Museum of Art Director Campbell Gray says Stevens’ work draws attention to the meaningless nature of popular communication and the viewers’ acceptance of it by intentionally subverting the viewers’ expectation of these commonplace expressions. “Often, the textual, visual or audible message of a Grant Stevens work seems to follow a pattern of Hollywood construction or a trend in everyday speech,” he says. “But just as viewers expect the pattern to mount toward a climax or conclusion, Stevens subverts the anticipated course.”

For example, in a text-based work titled “Some Want It All” the snippets of text that flash onto the screen are accompanied by the high-energy music typical of a movie preview. The text, which Stevens has appropriated from actual cinematic trailers, seems to tell a story that is building toward a climax. But the work never reaches a resolution, it keeps stringing one typical movie trailer line after another until the video loops, and it starts all over again.

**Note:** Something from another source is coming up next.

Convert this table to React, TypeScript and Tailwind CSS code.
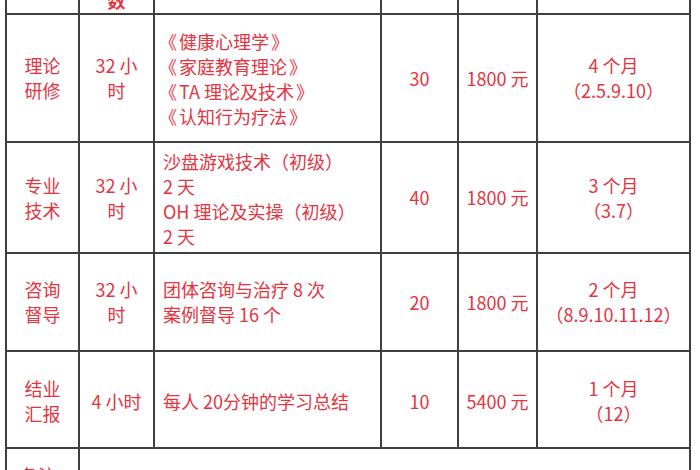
import React from "react";

const cell = "border-r-2 border-b-2 border-[#3f3f3f] flex items-center justify-center text-center";
const red = "text-[#e3343f]";

function B({ children }: { children: React.ReactNode }) {
  return (
    <>
      <span className="mr-[2px]">《</span>
      {children}
      <span className="ml-[2px]">》</span>
    </>
  );
}

export default function App() {
  return (
    <div
      lang="zh-CN"
      className="w-[700px] h-[470px] overflow-hidden bg-white [text-spacing-trim:space-all]"
      style={{ fontFamily: '"Noto Sans CJK SC", "Noto Sans", sans-serif' }}
    >
      <div className="ml-[5px] -mt-[25px] w-[686px] border-l-2 border-[#3f3f3f] grid grid-cols-[73px_75px_227px_77px_79px_153px] grid-rows-[40px_128px_111px_98px_97px_60px] text-[18px] leading-[25px]">
        {/* header */}
        <div className={`${cell} !items-end pb-[12px] font-bold text-[#999]`}>课程</div>
        <div className={`${cell} !items-end pb-0 font-bold ${red}`}>
          <div>
            课时
            <br />数
          </div>
        </div>
        <div className={`${cell} !items-end pb-[12px] font-bold text-[#999]`}>课程内容</div>
        <div className={`${cell} !items-end pb-[12px] font-bold text-[#999]`}>人数</div>
        <div className={`${cell} !items-end pb-[12px] font-bold text-[#999]`}>费用</div>
        <div className={`${cell} !items-end pb-[12px] font-bold text-[#999]`}>时间</div>

        {/* row 1 */}
        <div className={`${cell} ${red}`}>
          <div>
            理论
            <br />
            研修
          </div>
        </div>
        <div className={`${cell} ${red}`}>
          <div>
            32 小
            <br />时
          </div>
        </div>
        <div className={`${cell} !justify-start !text-left pl-[4px] pt-[2px] ${red} whitespace-nowrap`}>
          <div>
            <B>健康心理学</B>
            <br />
            <B>家庭教育理论</B>
            <br />
            <B>TA 理论及技术</B>
            <br />
            <B>认知行为疗法</B>
          </div>
        </div>
        <div className={`${cell} ${red}`}>30</div>
        <div className={`${cell} ${red}`}>1800 元</div>
        <div className={`${cell} ${red}`}>
          <div>
            4 个月
            <br />
            （2.5.9.10）
          </div>
        </div>

        {/* row 2 */}
        <div className={`${cell} ${red}`}>
          <div>
            专业
            <br />
            技术
          </div>
        </div>
        <div className={`${cell} ${red}`}>
          <div>
            32 小
            <br />时
          </div>
        </div>
        <div className={`${cell} !justify-start !text-left pl-[8px] pt-[3px] ${red} whitespace-nowrap overflow-hidden`}>
          <div>
            沙盘游戏技术（初级）
            <br />2 天
            <br />
            OH 理论及实操（初级）
            <br />2 天
          </div>
        </div>
        <div className={`${cell} ${red}`}>40</div>
        <div className={`${cell} ${red}`}>1800 元</div>
        <div className={`${cell} ${red}`}>
          <div>
            3 个月
            <br />
            （3.7）
          </div>
        </div>

        {/* row 3 */}
        <div className={`${cell} ${red}`}>
          <div>
            咨询
            <br />
            督导
          </div>
        </div>
        <div className={`${cell} ${red}`}>
          <div>
            32 小
            <br />时
          </div>
        </div>
        <div className={`${cell} !justify-start !text-left pl-[8px] ${red}`}>
          <div>
            团体咨询与治疗 8 次
            <br />
            案例督导 16 个
          </div>
        </div>
        <div className={`${cell} ${red}`}>20</div>
        <div className={`${cell} ${red}`}>1800 元</div>
        <div className={`${cell} ${red}`}>
          <div>
            2 个月
            <br />
            （8.9.10.11.12）
          </div>
        </div>

        {/* row 4 */}
        <div className={`${cell} pt-[3px] ${red}`}>
          <div>
            结业
            <br />
            汇报
          </div>
        </div>
        <div className={`${cell} pt-[3px] ${red}`}>4 小时</div>
        <div className={`${cell} !justify-start !text-left pl-[8px] pt-[3px] ${red}`}>每人 20分钟的学习总结</div>
        <div className={`${cell} pt-[3px] ${red}`}>10</div>
        <div className={`${cell} pt-[3px] ${red}`}>5400 元</div>
        <div className={`${cell} pt-[3px] ${red}`}>
          <div>
            1 个月
            <br />
            （12）
          </div>
        </div>

        {/* last row */}
        <div className={`${cell} !items-start !justify-start pl-[13px] pt-[14px] ${red}`}>备注</div>
        <div className={`${cell} col-span-5`}></div>
      </div>
    </div>
  );
}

“We hope this exhibition causes our visitors to ask critical questions about their relationship with the mass media and popular forms of communication,” says Herman DuToit, Museum of Art educator. “To what extent do we automatically accept the general level of discourse in popular culture as our own? What impact does mass media have on our personal worldview and hence on our individual construction of reality?”

Stevens recently received a doctorate from the Queensland University of Technology in Brisbane , Australia and has exhibited his video installations in Australia , England , Indonesia , Italy , Serbia and Singapore . This exhibition at the BYU Museum of Art marks the first museum exhibition of Stevens’ artwork in the United States and presents a varied selection of his new media art.

“Cliché and Collusion: Video Works by Grant Stevens” will open Friday, Sept. 14, 2007 and will be on view through Saturday, Feb. 9, 2008 in the Conway A. Ashton & Carl E. Jackman Gallery on the museum’s lower level. This exhibition is made possible in part by The Eccles Foundation, Curtis and Mary Ann Atkisson, and the Museum of Art Store . Admission to the exhibition is free of charge.